There's no general prescription for dealing with non-inertial frames, but this one turns out to be easy. Clocks on the ring tick slowly compared to clocks on the Earth from both the Earth frame and the rest frame of the ring. There's a complexity with gravitational time dilation for realistic orbital velocities (gravitational time dilation makes the higher clock tick faster, the orbital speed makes it tick slower, and which effect is larger depends on altitude), but here your rotational speed is so high the gravitational time dilation is negligible.

What happens to radio frequencies is messier to compute. You get changing frequencies each orbit as the ground station and orbiting stations' velocities change with respect to each other. The details depend on altitude and speed of the ring and the latitude and longitude of the ground station.
 
some bloke said:
Anything you can offer to help me understand it gratefully received!
Even before you consider the relativistic (which @Ibix has summarized for you, and do not underestimate the amount of thought that precedes "...this one turns out to be easy") you should think through the Doppler effect.

Imagine that on both earth and the ring there are strobe lights, identically constructed to flash once a second as measured by someone sitting right next to them.

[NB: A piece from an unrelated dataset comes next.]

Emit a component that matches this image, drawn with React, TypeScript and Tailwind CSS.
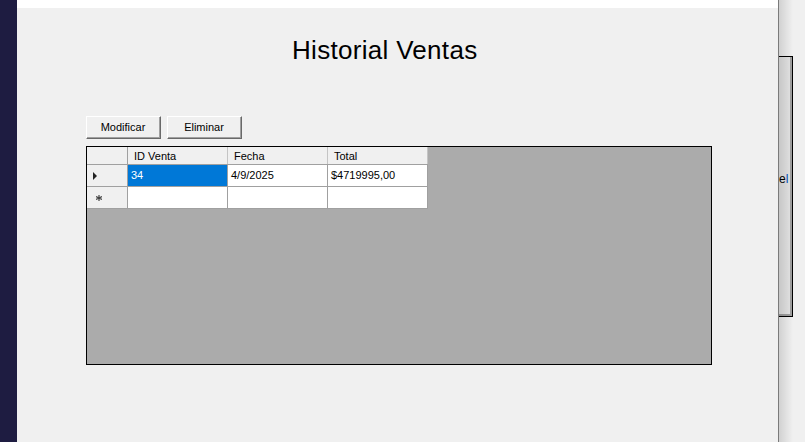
import React from "react";

const cols = ["ID Venta", "Fecha", "Total"];

function WinButton({ label }: { label: string }) {
  return (
    <div className="w-[75px] h-[23px] border border-t-white border-l-white border-b-[#696969] border-r-[#696969] bg-[#f0f0f0]">
      <div className="w-full h-full border-b border-r border-[#a0a0a0] flex items-center justify-center text-[11px] leading-none text-black">
        {label}
      </div>
    </div>
  );
}

export default function App() {
  return (
    <div
      className="w-[805px] h-[442px] flex overflow-hidden bg-[#f0f0f0]"
      style={{ fontFamily: '"Liberation Sans", Arial, sans-serif' }}
    >
      {/* left dark strip */}
      <div className="w-[17px] h-full bg-[#1e1c41] shrink-0" />

      {/* main form */}
      <div className="w-[761px] h-full flex flex-col shrink-0">
        <div className="h-[8px] bg-white" />
        <div className="flex-1 bg-[#f0f0f0] flex flex-col">
          <div className="pl-[275px] pt-[29px] h-[55px]">
            <div className="text-[26px] leading-[26px] tracking-[0.3px] text-black">Historial Ventas</div>
          </div>

          <div className="pl-[69px] pt-[53px] flex gap-[6px]">
            <WinButton label="Modificar" />
            <WinButton label="Eliminar" />
          </div>

          <div className="ml-[69px] mt-[7px] w-[626px] h-[219px] border border-black bg-[#ababab]">
            {/* header row */}
            <div className="flex w-[341px] h-[18px] bg-[#f0f0f0] border-b border-[#a0a0a0]">
              <div className="w-[41px] shrink-0 border-r border-[#a0a0a0]" />
              {cols.map((c) => (
                <div
                  key={c}
                  className="w-[100px] shrink-0 border-r border-[#c4c4c4] pl-[6px] pt-[3px] text-[11px] leading-[13px] text-black"
                >
                  {c}
                </div>
              ))}
            </div>
            {/* row 1 */}
            <div className="flex w-[341px] h-[22px] border-b border-[#a0a0a0]">
              <div className="w-[41px] shrink-0 bg-[#f0f0f0] border-r border-[#a0a0a0] flex items-center pl-[6px]">
                <svg width="5" height="8" viewBox="0 0 5 8">
                  <path d="M0 0 L4 4 L0 8 Z" fill="#222" />
                </svg>
              </div>
              <div className="w-[100px] shrink-0 bg-[#0078d7] border-r border-[#a0a0a0] pl-[3px] text-[11px] leading-[21px] text-white">
                34
              </div>
              <div className="w-[100px] shrink-0 bg-white border-r border-[#a0a0a0] pl-[3px] text-[11px] leading-[21px] text-black">
                4/9/2025
              </div>
              <div className="w-[100px] shrink-0 bg-white border-r border-[#a0a0a0] pl-[3px] text-[11px] leading-[21px] text-black">
                $4719995,00
              </div>
            </div>
            {/* new row */}
            <div className="flex w-[341px] h-[22px] border-b border-[#a0a0a0]">
              <div className="w-[41px] shrink-0 bg-[#f0f0f0] border-r border-[#a0a0a0] flex items-center pl-[9px]">
                <svg width="6" height="6" viewBox="0 0 6 6">
                  <path d="M3 0 V6 M0 1.5 L6 4.5 M0 4.5 L6 1.5" stroke="#444" strokeWidth="1.2" />
                </svg>
              </div>
              <div className="w-[100px] shrink-0 bg-white border-r border-[#a0a0a0]" />
              <div className="w-[100px] shrink-0 bg-white border-r border-[#a0a0a0]" />
              <div className="w-[100px] shrink-0 bg-white border-r border-[#a0a0a0]" />
            </div>
          </div>
        </div>
      </div>

      {/* right: window behind with shadow */}
      <div className="relative flex-1 h-full border-l border-[#7a7a7a] bg-[#f0f0f0] overflow-hidden">
        <div className="mt-[56px] w-[14px] h-[261px] border-t border-r border-b border-black bg-[#e4e4e4] flex">
          <div className="flex-1 border-r-2 border-b-2 border-[#a0a0a0] flex items-start pt-[115px] overflow-hidden">
            <span className="text-[12px] leading-[14px] whitespace-nowrap text-black">
              e<span className="text-[#0050c0]">l</span>
            </span>
          </div>
        </div>
        <div className="absolute inset-y-0 left-0 w-[14px] pointer-events-none bg-gradient-to-r from-[rgba(0,0,0,0.13)] to-transparent" />
      </div>
    </div>
  );
}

Now, even without considering any relativistic effects, you can work out that when the two are approaching one another they both see the other strobe light flashing fast relative to their own (each successive flash has to cover a shorter distance between emission and reception)b; and when they are moving away from each other they both see the other strobe flashing slow relative to their own. Which we get at any moment depends on where in the orbit we are.

Now imagine that these instead of strobe light flashes these are the crests and troughs of radio waves coming by, or because you are interested in the information transfer rate wave packets each carrying a bit of information.